The fire sale is the latest instalment in the biggest scandal in Australian business in many years.
PwC has been reeling since some of its partners were revealed to have used confidential tax advice it gave to the government to also help multinational company clients minimise their tax by getting around the tax laws.
The $1 sale is an act of desperation, a last ditch effort to save the government consulting arm after state and federal governments around the country said they would no longer hire it.
Around 1750 staff and partners will move to the new firm in the hope it will save their jobs.
They hope that by severing their link with PwC and by taking only government clients, they will be welcomed back into the fold.
Certainly it’s a neat way of doing away with potential conflicts of interest - essentially having only the one client.
The company is currently being referred to as Project Bell but will soon be rebranded in a move to further distance itself from PwC.
It will be a public sector specialist and not take any private work - the first of its kind in Australia, but likely not the last.
The role of consultants is coming under increasing scrutiny in the wake of the PwC scandal.
The hollowing-out of the public sector in recent years means governments are more reliant than ever on consultants to fill knowledge gaps or make up for reduced staff numbers. And of course, it’s always handy for a government department or minister to have a report from a big name consultancy to endorse their latest initiative.
There’s unlikely to be a reduction in the amount governments spend on consultants, but the consultants’ independence will come into sharper focus. Other firms with private and public sector clients might have to follow PwC’s lead and split into a private sector arm and a public sector arm.
It’s hard not to have some sympathy for the partners in the consulting arm.
After investing years of work at the firm to win a partnership, and hence a share in its ownership, they have ended up with nothing. All their labour and equity has been sold for $1.
Even if the move is a success, and Project Bell retains existing PwC government contracts and wins new ones, the partners will still remain worse off.
Allegro is expected to spend a few hundred million dollars getting the new business up and running and will want a very good return on that investment when it sells the business.
In the normal course of events, this money would have gone to the partners by way of partnership distributions. Their acceptance of the deal with Allegro deal reveals how poor their prospects were had they remained at PwC.
It remains to be seen if the plan will work.
Politicians and public figures have so far been non-committal, saying they will wait and see what the new structure looks like. But they will want to be very sure it won’t have any potential conflicts of interests and has robust governance and ethics.
No one wants to be the idiot who rehired the PwC people and found themselves mired in another scandal.
Meanwhile, the remaining PwC tax and audit business has brought in a new leader from PwC Singapore to run the firm in Australia.
Long-time PwC partner Kevin Burrowes will move to Australia as soon as he can get his working visa sorted out.
PwC says he’ll concentrate on ethics and controls.
“He brings a fresh perspective to the firm and he will work with his colleagues and management team to re-earn trust with PwC’s Australian stakeholders,” PwC global governance board chair Justin Carroll said in a statement.

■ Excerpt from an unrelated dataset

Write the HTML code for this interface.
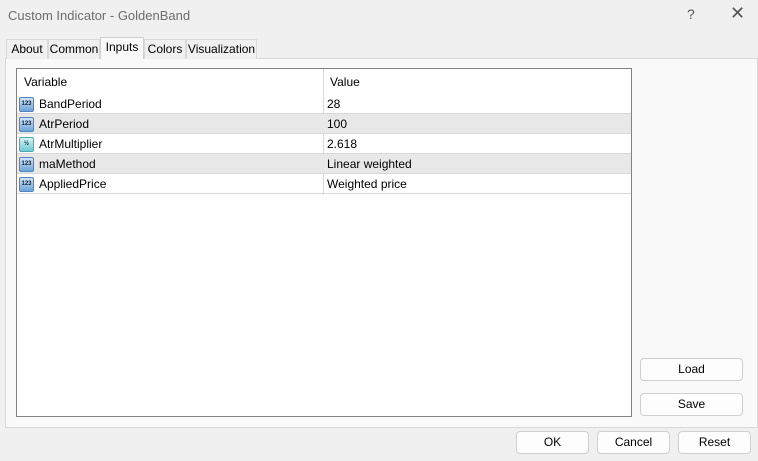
<!DOCTYPE html>
<html><head><style>
*{margin:0;padding:0;box-sizing:border-box}
body{width:758px;height:461px;background:#f0f0f0;font-family:"Liberation Sans",sans-serif;font-size:12px;color:#000;position:relative;overflow:hidden}
.a{position:absolute}
.title{left:8px;top:8px;font-size:13px;color:#6d6d6d}
.tab{top:39px;height:20px;border:1px solid #d9d9d9;border-bottom:none;background:#f0f0f0;text-align:center;line-height:19px;font-size:12px}
.panel{left:5px;top:58px;width:753px;height:370px;border:1px solid #d9d9d9;background:#f9f9f9}
.list{left:16px;top:68px;width:616px;height:349px;border:1px solid #828282;background:#fff}
.row{position:absolute;left:0;width:614px;height:20px;border-bottom:1px solid #d8d8d8;line-height:21px}
.row span{position:absolute}
.c1{left:22px}.c2{left:310px}
.div{position:absolute;left:306px;top:0;width:1px;height:124px;background:#d8d8d8}
.ic{position:absolute;left:2px;top:3px;width:15px;height:15px;border-radius:2px;background:linear-gradient(#cfe3f7,#6ea3d8);border:1px solid #4f86c0;font-size:6px;line-height:13px;text-align:center;color:#123;font-weight:bold}
.btn{height:23px;border:1px solid #d0d0d0;border-radius:4px;background:#fdfdfd;text-align:center;line-height:21px}
</style></head><body>
<div class="a title">Custom Indicator - GoldenBand</div>
<div class="a" style="left:687px;top:6px;font-size:14px;color:#555">?</div>
<div class="a" style="left:730px;top:3px;font-size:18px;color:#555">✕</div>
<div class="a panel"></div>
<div class="a tab" style="left:6px;width:42px">About</div>
<div class="a tab" style="left:48px;width:52px">Common</div>
<div class="a tab" style="left:100px;width:44px;top:37px;height:22px;background:#f9f9f9;border-color:#d0d0d0">Inputs</div>
<div class="a tab" style="left:144px;width:42px">Colors</div>
<div class="a tab" style="left:186px;width:71px">Visualization</div>
<div class="a list">
<div class="div" style="height:126px"></div>
<div class="row" style="top:0;height:25px;line-height:27px;border-bottom:none"><span style="left:7px">Variable</span><span class="c2" style="left:313px">Value</span></div>
<div class="row" style="top:25px"><div class="ic">123</div><span class="c1">BandPeriod</span><span class="c2">28</span></div>
<div class="row" style="top:45px;background:#e8e8e8"><div class="ic">123</div><span class="c1">AtrPeriod</span><span class="c2">100</span></div>
<div class="row" style="top:65px"><div class="ic" style="background:linear-gradient(#d5f3f5,#6fc9d3);border-color:#4aa9b3">½</div><span class="c1">AtrMultiplier</span><span class="c2">2.618</span></div>
<div class="row" style="top:85px;background:#e8e8e8"><div class="ic">123</div><span class="c1">maMethod</span><span class="c2">Linear weighted</span></div>
<div class="row" style="top:105px"><div class="ic">123</div><span class="c1">AppliedPrice</span><span class="c2">Weighted price</span></div>
</div>
<div class="a btn" style="left:640px;top:358px;width:103px">Load</div>
<div class="a btn" style="left:640px;top:393px;width:103px">Save</div>
<div class="a btn" style="left:516px;top:431px;width:73px">OK</div>
<div class="a btn" style="left:597px;top:431px;width:73px">Cancel</div>
<div class="a btn" style="left:678px;top:431px;width:73px">Reset</div>
</body></html>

But it remains to be seen what this PwC insider will do. Will he genuinely reform the business culture (what’s more, how will he do it?) or will it just be business as usual, papered over with a new management and governance structure?
PwC could start by publicly naming the 63 former and current partners and staff who received, then leaked, the emails containing confidential government tax information.
As long as the firm refuses to take this basic step, it is hard to believe the firm has learned any lessons at all.